How Are You Approaching Load Testing in Your Projects?

I’m currently laying the groundwork for a proper load testing strategy at my company and would love to hear how others are handling this.

Which load testing tools are you actively using?

Do you prefer a CLI-based workflow or something more GUI-driven?

Are you using any paid tools, and have they proven worth the investment?

Is load testing automated or CI-integrated in your setup?

How close does your simulated traffic get to real user behavior?

Any interesting or emerging tools/approaches you’ve experimented with?

Would really appreciate insights from your hands-on experiences!

Been working in performance engineering for nearly 7 years now, so I’ve seen tools come and go.

“JMeter with Custom CI Scripts”

We rely on load testing with Apache JMeter at my current company. It might not be the most hyped tool in 2025, but it’s still incredibly solid and gives us full control.

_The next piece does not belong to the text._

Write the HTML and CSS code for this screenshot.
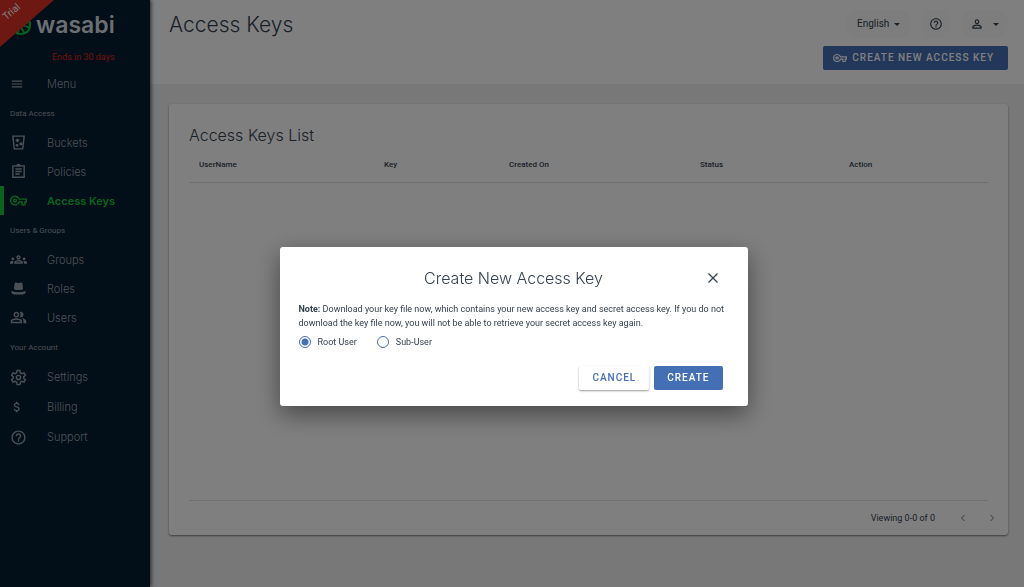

We execute it through CLI mode within GitHub Actions, and we’ve wrapped the whole setup in Dockerized custom scripts. These tests feed metrics into InfluxDB and Grafana dashboards.

It wasn’t plug-and-play—we spent time creating reusable logic using CSV datasets, timers, and scripting inside JMeter to reflect real user behavior. For newcomers, I often suggest trying Taurus too; it puts a nice wrapper around JMeter if you want faster iteration without losing power.

If you’re okay investing setup time and value flexibility, JMeter remains a dependable choice for load testing workflows.

Coming from a more agile product background, I always look for lightweight, integrated options.

“Artillery + Playwright Hybrid for API + UX Testing”

Building on @tim-khorev’s point about real-world usage patterns, we’ve taken a hybrid route for load testing by combining Artillery for API-level stress and Playwright to observe UI responsiveness under pressure.

Artillery’s YAML+JS setup makes scripting intuitive, especially for simulating user journeys—not just API endpoints. For example, we model a complete session: login → browse → checkout, instead of isolated API calls. These tests are tied into our GitLab CI—quick runs on every merge, and deeper load tests every night.

We also explored enterprise tools but found that Artillery + Playwright gave us enough flexibility to replicate event-driven usage without needing a license. If your system has user sessions or real-time interactions, this blend works surprisingly well for load testing that covers both frontend and backend insights.

Having led QA efforts in scale-up environments, I’ve learned that simplicity and developer buy-in are key.

“Using k6 OSS + Gradual Cloud Transition”

@dimplesaini.230 approach reminds me of our journey—except we landed on load testing with k6. We started with the open-source version, and what stood out was the developer-friendly design. Writing tests in JavaScript made it easier to get the whole team involved, and our scripts now live alongside the application code in Bitbucket.

We use thresholds, parameterized data, and iterations to reflect end-user behavior. Recently, we’ve begun migrating larger tests to k6 Cloud. The OSS version handled CI (Bitbucket Pipelines) just fine, but cloud helped scale tests for pre-production scenarios and gave us trend visibility.

What I appreciate is that k6 makes load testing feel like code—not some separate QA ritual. It grows with your team, from local runs to cloud-scale stress.